Web page code records:
----------------------------------------
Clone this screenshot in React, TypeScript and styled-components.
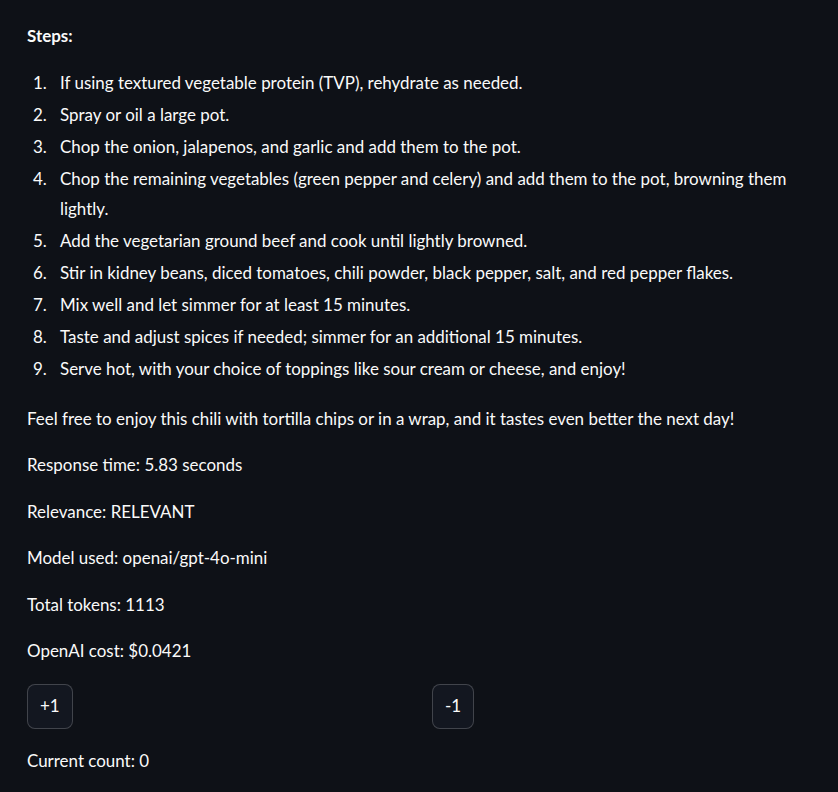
import React from "react";
import styled, { createGlobalStyle } from "styled-components";

const Global = createGlobalStyle`
  html, body { margin: 0; padding: 0; background: #0e1117; }
  body {
    color: rgb(250, 250, 250);
    font-family: Lato, "Liberation Sans", sans-serif;
    font-size: 16.95px;
    -webkit-font-smoothing: antialiased;
  }
`;

const Page = styled.main`
  display: flex;
  flex-direction: column;
  gap: 16.5px;
  padding: 21px 27px 20px 27px;
  min-height: 792px;
  box-sizing: border-box;
  background: #0e1117;
`;

const Para = styled.p<{ $bold?: boolean; $top?: number }>`
  margin: ${(p) => p.$top ?? 0}px 0 0 0;
  line-height: 30px;
  font-weight: ${(p) => (p.$bold ? 700 : 400)};
`;

const Steps = styled.ol`
  list-style: none;
  counter-reset: step;
  margin: 0 0 3px 0;
  padding: 0;
  display: flex;
  flex-direction: column;
  gap: 2.1px;
`;

const Step = styled.li`
  counter-increment: step;
  display: grid;
  grid-template-columns: 33px 1fr;
  line-height: 30px;
  padding-right: 14px;
  &::before {
    content: counter(step) ".";
    padding-left: 6px;
  }
`;

const ButtonRow = styled.div`
  display: grid;
  grid-template-columns: 1fr 1fr;
  column-gap: 16px;
  margin: 1px -10px 0 0;
`;

const Button = styled.button`
  justify-self: start;
  height: 45px;
  padding: 0 12px;
  border-radius: 8px;
  border: 1px solid rgba(250, 250, 250, 0.2);
  background: rgb(19, 23, 32);
  color: rgb(250, 250, 250);
  font: inherit;
  line-height: 1;
  cursor: pointer;
`;

const steps = [
  "If using textured vegetable protein (TVP), rehydrate as needed.",
  "Spray or oil a large pot.",
  "Chop the onion, jalapenos, and garlic and add them to the pot.",
  "Chop the remaining vegetables (green pepper and celery) and add them to the pot, browning them lightly.",
  "Add the vegetarian ground beef and cook until lightly browned.",
  "Stir in kidney beans, diced tomatoes, chili powder, black pepper, salt, and red pepper flakes.",
  "Mix well and let simmer for at least 15 minutes.",
  "Taste and adjust spices if needed; simmer for an additional 15 minutes.",
  "Serve hot, with your choice of toppings like sour cream or cheese, and enjoy!",
];

export default function App() {
  return (
    <>
      <Global />
      <Page>
        <Para $bold>Steps:</Para>
        <Steps>
          {steps.map((s) => (
            <Step key={s}>{s}</Step>
          ))}
        </Steps>
        <Para>
          Feel free to enjoy this chili with tortilla chips or in a wrap, and it tastes even better the next day!
        </Para>
        <Para>Response time: 5.83 seconds</Para>
        <Para>Relevance: RELEVANT</Para>
        <Para>Model used: openai/gpt-4o-mini</Para>
        <Para>Total tokens: 1113</Para>
        <Para>OpenAI cost: $0.0421</Para>
        <ButtonRow>
          <Button>+1</Button>
          <Button>-1</Button>
        </ButtonRow>
        <Para $top={1}>Current count: 0</Para>
      </Page>
    </>
  );
}
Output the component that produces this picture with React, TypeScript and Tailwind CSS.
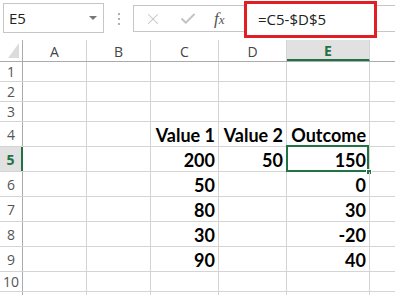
import { X, Check } from 'lucide-react'

const cols = ['A', 'B', 'C', 'D', 'E']
const colWidths = ['w-[64px]', 'w-[64px]', 'w-[68px]', 'w-[68px]', 'w-[83px]']

const rows = [
  { n: '1', h: 'h-[20px]', cells: ['', '', '', '', ''] },
  { n: '2', h: 'h-[20px]', cells: ['', '', '', '', ''] },
  { n: '3', h: 'h-[20px]', cells: ['', '', '', '', ''] },
  { n: '4', h: 'h-[25px]', cells: ['', '', 'Value 1', 'Value 2', 'Outcome'] },
  { n: '5', h: 'h-[25px]', cells: ['', '', '200', '50', '150'] },
  { n: '6', h: 'h-[25px]', cells: ['', '', '50', '', '0'] },
  { n: '7', h: 'h-[25px]', cells: ['', '', '80', '', '30'] },
  { n: '8', h: 'h-[25px]', cells: ['', '', '30', '', '-20'] },
  { n: '9', h: 'h-[25px]', cells: ['', '', '90', '', '40'] },
  { n: '10', h: 'h-[20px]', cells: ['', '', '', '', ''] },
  { n: '', h: 'h-[20px]', cells: ['', '', '', '', ''] },
]

const cellFont = { fontFamily: 'Lato, "Liberation Sans", sans-serif' }
const uiFont = { fontFamily: '"Open Sans", "Noto Sans", sans-serif' }

function FormulaBar() {
  return (
    <div className="flex h-[40px] items-start bg-white" style={uiFont}>
      <div className="ml-[3px] mt-[3px] flex h-[30px] w-[101px] items-center justify-between border border-[#c6c6c6] pl-[5px] pr-[6px]">
        <span className="text-[15px] text-[#222]">E5</span>
        <span className="h-0 w-0 border-x-[4px] border-t-[4px] border-x-transparent border-t-[#777]" />
      </div>
      <div className="ml-[14px] mt-[13px] flex flex-col gap-[3px]">
        <span className="h-[2px] w-[2px] bg-[#b0b0b0]" />
        <span className="h-[2px] w-[2px] bg-[#b0b0b0]" />
        <span className="h-[2px] w-[2px] bg-[#b0b0b0]" />
      </div>
      <div className="ml-[13px] mt-[5px] flex h-[27px] flex-1 items-center border-y border-l border-[#c6c6c6]">
        <div className="flex w-[110px] items-center">
          <X className="ml-[10px] h-[18px] w-[18px] text-[#c4c4c4]" strokeWidth={1.4} />
          <Check className="ml-[17px] h-[18px] w-[18px] text-[#c4c4c4]" strokeWidth={2.6} />
          <span
            className="ml-[17px] text-[17px] italic text-[#555]"
            style={{ fontFamily: '"Liberation Serif", serif' }}
          >
            f<span className="text-[13px]">x</span>
          </span>
        </div>
      </div>
      <div className="absolute left-[244px] top-[1px] flex h-[37px] w-[133px] items-center border-[3px] border-[#e21d24] bg-white pl-[11px]">
        <span className="text-[15px] text-[#222]">=C5-$D$5</span>
      </div>
    </div>
  )
}

function Grid() {
  return (
    <div className="flex flex-col">
      <div className="flex h-[22px] border-b border-[#ababab]" style={uiFont}>
        <div className="relative w-[23px] border-r border-[#ababab]">
          <div className="absolute bottom-[3px] right-[3px] h-0 w-0 border-b-[15px] border-l-[11px] border-b-[#dcdcdc] border-l-transparent" />
        </div>
        {cols.map((c, i) =>
          c === 'E' ? (
            <div
              key={c}
              className={`${colWidths[i]} flex items-center justify-center border-b-2 border-r border-b-[#217346] border-r-[#d4d4d4] bg-[#e1e1e1] pt-[2px] text-[14px] font-bold text-[#217346]`}
            >
              {c}
            </div>
          ) : (
            <div
              key={c}
              className={`${colWidths[i]} flex items-center justify-center border-r border-[#d4d4d4] pt-[2px] text-[14px] text-[#444]`}
            >
              {c}
            </div>
          )
        )}
        <div className="flex-1" />
      </div>
      {rows.map((r, idx) => (
        <div key={idx} className={`flex ${r.h} border-b border-[#d4d4d4]`}>
          {r.n === '5' ? (
            <div
              className="flex w-[23px] items-center justify-center border-r-2 border-[#217346] bg-[#e1e1e1] text-[14px] font-bold text-[#217346]"
              style={uiFont}
            >
              {r.n}
            </div>
          ) : (
            <div
              className="flex w-[23px] items-center justify-center border-r border-[#ababab] text-[14px] text-[#555]"
              style={uiFont}
            >
              {r.n}
            </div>
          )}
          {r.cells.map((v, i) => (
            <div
              key={i}
              className={`relative ${colWidths[i]} flex items-end justify-end border-r border-[#d4d4d4] pb-[2px] pr-[3px] text-[18px] font-bold leading-none text-black`}
              style={cellFont}
            >
              {v}
              {r.n === '5' && i === 4 && (
                <>
                  <div className="absolute -bottom-[1px] -left-[1px] -right-[0px] -top-[2px] border-2 border-[#217346]" />
                  <div className="absolute -bottom-[4px] -right-[3px] h-[6px] w-[6px] border border-white bg-[#217346]" />
                </>
              )}
            </div>
          ))}
          <div className="flex-1" />
        </div>
      ))}
    </div>
  )
}

export default function App() {
  return (
    <div className="relative h-[295px] w-[395px] overflow-hidden bg-white">
      <FormulaBar />
      <Grid />
    </div>
  )
}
----------------------------------------
## TASK PROMPT
All lines above starting at the one with "Output the component" and ending at the one with "['w-[64px]', 'w-[64px]', 'w-[68px]', 'w-[68px]', 'w-[83px]']", inclusive, are to be printed again exactly, with the pictures left out.

## EXPECTED OUTPUT
Output the component that produces this picture with React, TypeScript and Tailwind CSS.
import { X, Check } from 'lucide-react'

const cols = ['A', 'B', 'C', 'D', 'E']
const colWidths = ['w-[64px]', 'w-[64px]', 'w-[68px]', 'w-[68px]', 'w-[83px]']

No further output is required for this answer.